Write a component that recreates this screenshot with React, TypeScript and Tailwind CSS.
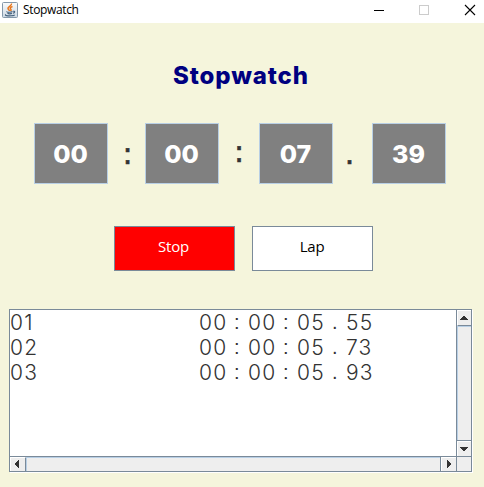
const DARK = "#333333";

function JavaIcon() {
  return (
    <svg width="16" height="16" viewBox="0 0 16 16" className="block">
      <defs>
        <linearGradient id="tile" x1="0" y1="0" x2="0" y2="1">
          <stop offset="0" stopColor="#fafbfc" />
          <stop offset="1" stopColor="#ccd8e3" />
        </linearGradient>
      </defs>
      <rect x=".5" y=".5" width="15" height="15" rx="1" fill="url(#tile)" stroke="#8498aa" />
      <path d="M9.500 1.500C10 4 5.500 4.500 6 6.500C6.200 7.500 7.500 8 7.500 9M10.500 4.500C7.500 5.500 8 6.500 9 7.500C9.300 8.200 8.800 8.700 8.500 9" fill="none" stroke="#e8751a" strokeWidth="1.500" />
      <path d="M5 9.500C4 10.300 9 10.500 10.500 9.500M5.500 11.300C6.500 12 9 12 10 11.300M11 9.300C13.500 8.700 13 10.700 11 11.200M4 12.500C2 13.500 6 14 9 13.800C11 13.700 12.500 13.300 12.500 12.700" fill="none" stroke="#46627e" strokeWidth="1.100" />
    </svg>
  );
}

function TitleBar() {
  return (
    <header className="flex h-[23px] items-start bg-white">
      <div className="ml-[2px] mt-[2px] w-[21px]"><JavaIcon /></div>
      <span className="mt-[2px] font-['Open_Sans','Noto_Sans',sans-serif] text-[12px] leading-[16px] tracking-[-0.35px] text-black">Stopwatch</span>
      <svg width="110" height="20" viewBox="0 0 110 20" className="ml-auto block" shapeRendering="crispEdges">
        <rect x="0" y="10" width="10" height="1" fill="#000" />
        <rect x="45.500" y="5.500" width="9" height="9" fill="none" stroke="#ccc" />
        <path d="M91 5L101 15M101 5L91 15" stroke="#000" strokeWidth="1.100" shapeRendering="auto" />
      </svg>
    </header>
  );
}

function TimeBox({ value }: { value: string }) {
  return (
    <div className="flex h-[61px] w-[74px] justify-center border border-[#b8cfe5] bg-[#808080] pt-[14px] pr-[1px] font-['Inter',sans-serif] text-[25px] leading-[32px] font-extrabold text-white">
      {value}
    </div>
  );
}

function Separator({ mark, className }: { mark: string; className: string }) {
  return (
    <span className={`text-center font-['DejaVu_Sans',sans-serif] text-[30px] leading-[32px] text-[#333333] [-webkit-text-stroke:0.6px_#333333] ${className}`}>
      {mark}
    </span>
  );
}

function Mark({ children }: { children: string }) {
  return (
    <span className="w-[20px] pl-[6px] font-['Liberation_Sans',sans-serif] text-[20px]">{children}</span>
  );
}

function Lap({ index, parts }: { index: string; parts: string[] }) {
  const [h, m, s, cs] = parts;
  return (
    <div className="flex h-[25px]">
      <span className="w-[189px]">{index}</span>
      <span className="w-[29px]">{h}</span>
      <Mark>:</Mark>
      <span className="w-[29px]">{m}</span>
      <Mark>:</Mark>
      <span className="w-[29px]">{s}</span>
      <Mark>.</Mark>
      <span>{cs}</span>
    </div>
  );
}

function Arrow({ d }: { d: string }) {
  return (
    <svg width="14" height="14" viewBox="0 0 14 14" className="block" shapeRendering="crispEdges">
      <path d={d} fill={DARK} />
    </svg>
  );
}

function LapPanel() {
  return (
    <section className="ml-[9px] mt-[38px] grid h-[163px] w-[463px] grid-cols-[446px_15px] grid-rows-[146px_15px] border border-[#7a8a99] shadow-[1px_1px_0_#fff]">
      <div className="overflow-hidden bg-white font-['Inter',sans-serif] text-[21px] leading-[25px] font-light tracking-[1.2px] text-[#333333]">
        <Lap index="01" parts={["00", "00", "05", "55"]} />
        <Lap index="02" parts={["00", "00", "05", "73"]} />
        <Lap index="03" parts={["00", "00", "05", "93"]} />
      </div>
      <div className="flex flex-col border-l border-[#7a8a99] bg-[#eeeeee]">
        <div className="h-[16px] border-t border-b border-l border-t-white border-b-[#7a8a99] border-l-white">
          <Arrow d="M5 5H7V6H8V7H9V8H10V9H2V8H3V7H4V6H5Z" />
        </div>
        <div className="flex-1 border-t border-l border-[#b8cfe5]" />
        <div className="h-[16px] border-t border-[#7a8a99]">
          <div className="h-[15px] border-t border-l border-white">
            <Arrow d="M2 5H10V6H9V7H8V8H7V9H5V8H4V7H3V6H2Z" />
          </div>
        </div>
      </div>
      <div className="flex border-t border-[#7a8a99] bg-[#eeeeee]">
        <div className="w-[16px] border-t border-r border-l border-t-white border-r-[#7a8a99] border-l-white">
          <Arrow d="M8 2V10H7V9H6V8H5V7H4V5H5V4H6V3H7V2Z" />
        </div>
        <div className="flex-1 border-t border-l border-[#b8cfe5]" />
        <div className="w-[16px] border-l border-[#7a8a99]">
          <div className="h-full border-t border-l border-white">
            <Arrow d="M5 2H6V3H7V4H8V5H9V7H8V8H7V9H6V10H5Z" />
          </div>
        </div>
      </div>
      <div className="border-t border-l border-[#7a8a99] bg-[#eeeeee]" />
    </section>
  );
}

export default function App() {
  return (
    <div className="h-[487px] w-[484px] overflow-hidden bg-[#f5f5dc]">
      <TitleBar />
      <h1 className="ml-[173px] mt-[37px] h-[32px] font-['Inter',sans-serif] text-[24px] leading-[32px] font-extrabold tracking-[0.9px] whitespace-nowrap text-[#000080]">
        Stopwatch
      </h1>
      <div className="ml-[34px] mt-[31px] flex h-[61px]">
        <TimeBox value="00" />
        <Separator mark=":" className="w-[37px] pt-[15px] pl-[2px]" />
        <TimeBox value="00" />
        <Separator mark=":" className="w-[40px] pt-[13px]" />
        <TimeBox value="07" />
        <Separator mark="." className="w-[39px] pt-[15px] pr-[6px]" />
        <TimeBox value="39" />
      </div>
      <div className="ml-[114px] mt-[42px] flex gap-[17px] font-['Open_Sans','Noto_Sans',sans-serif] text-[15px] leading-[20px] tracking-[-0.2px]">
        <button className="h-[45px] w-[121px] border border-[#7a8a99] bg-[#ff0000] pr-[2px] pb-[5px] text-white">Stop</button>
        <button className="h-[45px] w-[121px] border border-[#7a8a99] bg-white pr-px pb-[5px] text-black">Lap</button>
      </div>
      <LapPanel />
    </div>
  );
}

## Requirement:
Write out the whole listing again, exactly, with no pictures.

## Solution to this problem:
Write a component that recreates this screenshot with React, TypeScript and Tailwind CSS.
const DARK = "#333333";

function JavaIcon() {
  return (
    <svg width="16" height="16" viewBox="0 0 16 16" className="block">
      <defs>
        <linearGradient id="tile" x1="0" y1="0" x2="0" y2="1">
          <stop offset="0" stopColor="#fafbfc" />
          <stop offset="1" stopColor="#ccd8e3" />
        </linearGradient>
      </defs>
      <rect x=".5" y=".5" width="15" height="15" rx="1" fill="url(#tile)" stroke="#8498aa" />
      <path d="M9.500 1.500C10 4 5.500 4.500 6 6.500C6.200 7.500 7.500 8 7.500 9M10.500 4.500C7.500 5.500 8 6.500 9 7.500C9.300 8.200 8.800 8.700 8.500 9" fill="none" stroke="#e8751a" strokeWidth="1.500" />
      <path d="M5 9.500C4 10.300 9 10.500 10.500 9.500M5.500 11.300C6.500 12 9 12 10 11.300M11 9.300C13.500 8.700 13 10.700 11 11.200M4 12.500C2 13.500 6 14 9 13.800C11 13.700 12.500 13.300 12.500 12.700" fill="none" stroke="#46627e" strokeWidth="1.100" />
    </svg>
  );
}

function TitleBar() {
  return (
    <header className="flex h-[23px] items-start bg-white">
      <div className="ml-[2px] mt-[2px] w-[21px]"><JavaIcon /></div>
      <span className="mt-[2px] font-['Open_Sans','Noto_Sans',sans-serif] text-[12px] leading-[16px] tracking-[-0.35px] text-black">Stopwatch</span>
      <svg width="110" height="20" viewBox="0 0 110 20" className="ml-auto block" shapeRendering="crispEdges">
        <rect x="0" y="10" width="10" height="1" fill="#000" />
        <rect x="45.500" y="5.500" width="9" height="9" fill="none" stroke="#ccc" />
        <path d="M91 5L101 15M101 5L91 15" stroke="#000" strokeWidth="1.100" shapeRendering="auto" />
      </svg>
    </header>
  );
}

function TimeBox({ value }: { value: string }) {
  return (
    <div className="flex h-[61px] w-[74px] justify-center border border-[#b8cfe5] bg-[#808080] pt-[14px] pr-[1px] font-['Inter',sans-serif] text-[25px] leading-[32px] font-extrabold text-white">
      {value}
    </div>
  );
}

function Separator({ mark, className }: { mark: string; className: string }) {
  return (
    <span className={`text-center font-['DejaVu_Sans',sans-serif] text-[30px] leading-[32px] text-[#333333] [-webkit-text-stroke:0.6px_#333333] ${className}`}>
      {mark}
    </span>
  );
}

function Mark({ children }: { children: string }) {
  return (
    <span className="w-[20px] pl-[6px] font-['Liberation_Sans',sans-serif] text-[20px]">{children}</span>
  );
}

function Lap({ index, parts }: { index: string; parts: string[] }) {
  const [h, m, s, cs] = parts;
  return (
    <div className="flex h-[25px]">
      <span className="w-[189px]">{index}</span>
      <span className="w-[29px]">{h}</span>
      <Mark>:</Mark>
      <span className="w-[29px]">{m}</span>
      <Mark>:</Mark>
      <span className="w-[29px]">{s}</span>
      <Mark>.</Mark>
      <span>{cs}</span>
    </div>
  );
}

function Arrow({ d }: { d: string }) {
  return (
    <svg width="14" height="14" viewBox="0 0 14 14" className="block" shapeRendering="crispEdges">
      <path d={d} fill={DARK} />
    </svg>
  );
}

function LapPanel() {
  return (
    <section className="ml-[9px] mt-[38px] grid h-[163px] w-[463px] grid-cols-[446px_15px] grid-rows-[146px_15px] border border-[#7a8a99] shadow-[1px_1px_0_#fff]">
      <div className="overflow-hidden bg-white font-['Inter',sans-serif] text-[21px] leading-[25px] font-light tracking-[1.2px] text-[#333333]">
        <Lap index="01" parts={["00", "00", "05", "55"]} />
        <Lap index="02" parts={["00", "00", "05", "73"]} />
        <Lap index="03" parts={["00", "00", "05", "93"]} />
      </div>
      <div className="flex flex-col border-l border-[#7a8a99] bg-[#eeeeee]">
        <div className="h-[16px] border-t border-b border-l border-t-white border-b-[#7a8a99] border-l-white">
          <Arrow d="M5 5H7V6H8V7H9V8H10V9H2V8H3V7H4V6H5Z" />
        </div>
        <div className="flex-1 border-t border-l border-[#b8cfe5]" />
        <div className="h-[16px] border-t border-[#7a8a99]">
          <div className="h-[15px] border-t border-l border-white">
            <Arrow d="M2 5H10V6H9V7H8V8H7V9H5V8H4V7H3V6H2Z" />
          </div>
        </div>
      </div>
      <div className="flex border-t border-[#7a8a99] bg-[#eeeeee]">
        <div className="w-[16px] border-t border-r border-l border-t-white border-r-[#7a8a99] border-l-white">
          <Arrow d="M8 2V10H7V9H6V8H5V7H4V5H5V4H6V3H7V2Z" />
        </div>
        <div className="flex-1 border-t border-l border-[#b8cfe5]" />
        <div className="w-[16px] border-l border-[#7a8a99]">
          <div className="h-full border-t border-l border-white">
            <Arrow d="M5 2H6V3H7V4H8V5H9V7H8V8H7V9H6V10H5Z" />
          </div>
        </div>
      </div>
      <div className="border-t border-l border-[#7a8a99] bg-[#eeeeee]" />
    </section>
  );
}

export default function App() {
  return (
    <div className="h-[487px] w-[484px] overflow-hidden bg-[#f5f5dc]">
      <TitleBar />
      <h1 className="ml-[173px] mt-[37px] h-[32px] font-['Inter',sans-serif] text-[24px] leading-[32px] font-extrabold tracking-[0.9px] whitespace-nowrap text-[#000080]">
        Stopwatch
      </h1>
      <div className="ml-[34px] mt-[31px] flex h-[61px]">
        <TimeBox value="00" />
        <Separator mark=":" className="w-[37px] pt-[15px] pl-[2px]" />
        <TimeBox value="00" />
        <Separator mark=":" className="w-[40px] pt-[13px]" />
        <TimeBox value="07" />
        <Separator mark="." className="w-[39px] pt-[15px] pr-[6px]" />
        <TimeBox value="39" />
      </div>
      <div className="ml-[114px] mt-[42px] flex gap-[17px] font-['Open_Sans','Noto_Sans',sans-serif] text-[15px] leading-[20px] tracking-[-0.2px]">
        <button className="h-[45px] w-[121px] border border-[#7a8a99] bg-[#ff0000] pr-[2px] pb-[5px] text-white">Stop</button>
        <button className="h-[45px] w-[121px] border border-[#7a8a99] bg-white pr-px pb-[5px] text-black">Lap</button>
      </div>
      <LapPanel />
    </div>
  );
}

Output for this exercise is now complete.